The Dictator In My Home

My Family, Parenting , , , , , , , , ,

I feel blessed. With my first two babies, for some reason; we never experienced the terrible twos. My daughter Addy was able to communicate clearly from a very young age and she would understand logic and reasoning. My son Reeves was just an easy going and happy kid who didn’t really have meltdowns. So when My 3 year old, Dallin hit the terrible twos a little early (over achiever much?); I was blindsided.

Then When he turned three and became a tiny teenager, it knocked me on my butt. The term Threenager, perfectly describes him.

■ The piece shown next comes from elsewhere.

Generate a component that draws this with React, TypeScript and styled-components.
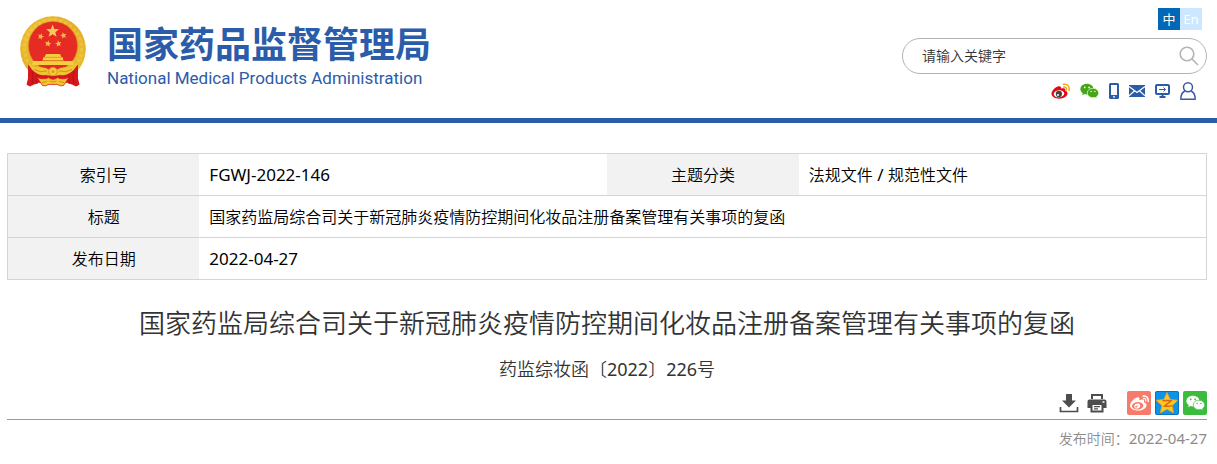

The end of the world came without notice or warning. A simple oversight, such as forgetting to close a cupboard door would set off an epic meltdown. Today he wants the “lellow” cup but tomorrow he will cry uncontrollably for the blue. That normal child sized spoon I just handed him, will ultimately be my demise. He wanted the serving spoon. If his brother has something, he wants it. And patience is not in his vocabulary. The car seat buckle is too tight, it’s not right enough; I put it up too high. It’s like walking through a minefield. You can try to tread lightly and carefully, but there are always hidden dangers. It is exhausting.

There is hope though. The older he gets and the more I learn to choose my battles, we have learned to live mostly harmoniously. I remind myself often that this tiny teenager will eventually learn to control his emotions. As long as I keep appropriate boundaries, he will learn that the world does not revolve around him. The last thing we need in this world is another self centered and entitled human. My sanity is important also, so learning to pick my battles will save me from a trip to the looney bin. As inviting as that seems some days, I’m needed here.

So to the mom with a little dictator in their home, have no fear. It doesn’t last forever. I know my feels hopeless and like we are fighting a war that can’t be won, but there is a light at the end of this very long and dark tunnel. You and your child will survive this. If you are lucky enough to go through early childhood unscathed, and you see a mom in the grocery store with a screeming Threenager; buy her a candy bar and tell her she is amazing.